Records with interface code
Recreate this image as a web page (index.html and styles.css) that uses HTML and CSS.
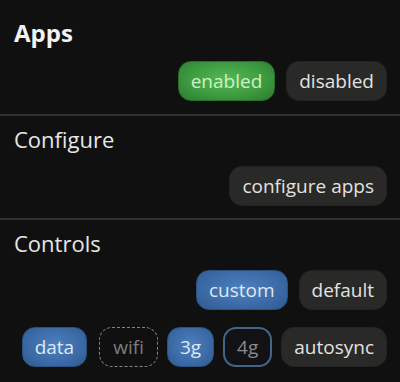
FILE: index.html
```html
<!DOCTYPE html>
<html>
<head>
<meta charset="utf-8">
<link rel="stylesheet" href="styles.css">
</head>
<body>
<div class="page">
  <section class="section first">
    <h1 class="title bold">Apps</h1>
    <div class="row">
      <span class="btn green">enabled</span>
      <span class="btn grey">disabled</span>
    </div>
  </section>
  <div class="divider"></div>
  <section class="section">
    <h2 class="title">Configure</h2>
    <div class="row">
      <span class="btn grey">configure apps</span>
    </div>
  </section>
  <div class="divider"></div>
  <section class="section">
    <h2 class="title">Controls</h2>
    <div class="row">
      <span class="btn blue">custom</span>
      <span class="btn grey">default</span>
    </div>
    <div class="row second">
      <span class="btn blue">data</span>
      <span class="btn dashed">wifi</span>
      <span class="btn blue">3g</span>
      <span class="btn outline">4g</span>
      <span class="btn grey">autosync</span>
    </div>
  </section>
</div>
</body>
</html>
```
FILE: styles.css
```css
html, body {
  margin: 0;
  padding: 0;
  background: #111011;
}
body {
  font-family: "Open Sans", "Noto Sans", sans-serif;
  width: 400px;
  height: 382px;
  overflow: hidden;
}
.section {
  padding: 9px 13px 12px 14px;
}
.section.first {
  padding-top: 18px;
  padding-bottom: 13px;
}
.title {
  margin: 0;
  font-size: 22px;
  line-height: 28px;
  font-weight: 400;
  color: #e6e6e6;
}
.title.bold {
  font-size: 24px;
  line-height: 30px;
  font-weight: 700;
  color: #f2f2f2;
}
.row {
  display: flex;
  justify-content: flex-end;
  gap: 11px;
  margin-top: 13px;
}
.row.second {
  margin-top: 17px;
  gap: 9px;
}
.btn {
  box-sizing: border-box;
  height: 40px;
  line-height: 38px;
  padding: 0 12px;
  border-radius: 13px;
  font-size: 19px;
  border: 1px solid transparent;
  white-space: nowrap;
}
.green {
  background: radial-gradient(ellipse at 50% 45%, #55b855 0%, #3e9c40 55%, #2c7a2f 100%);
  border-color: #2a6e2c;
  color: #cdf2c6;
}
.grey {
  background: #292927;
  border-color: #242422;
  color: #e2e2e0;
}
.blue {
  background: radial-gradient(ellipse at 50% 45%, #4c80bf 0%, #3d6ca8 55%, #2f5a90 100%);
  border-color: #2c5283;
  color: #dfe8f3;
}
.dashed {
  background: transparent;
  border: 1.5px dashed #85857c;
  color: #7c7c78;
  padding: 0 13px;
  margin-left: 3px;
}
.outline {
  background: #121214;
  border: 2px solid #45648a;
  color: #8a8a8a;
  padding: 0 12px;
  line-height: 36px;
}
.divider {
  height: 2px;
  background: #2f2f2f;
}
```
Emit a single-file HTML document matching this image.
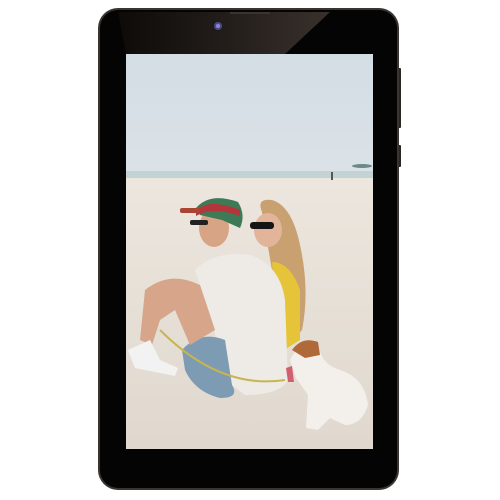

EXERCISE BRIEF >> From the entries above, copy every line that holds the word "styles".

TASK ANSWER >>
Recreate this image as a web page (index.html and styles.css) that uses HTML and CSS.
<link rel="stylesheet" href="styles.css">
FILE: styles.css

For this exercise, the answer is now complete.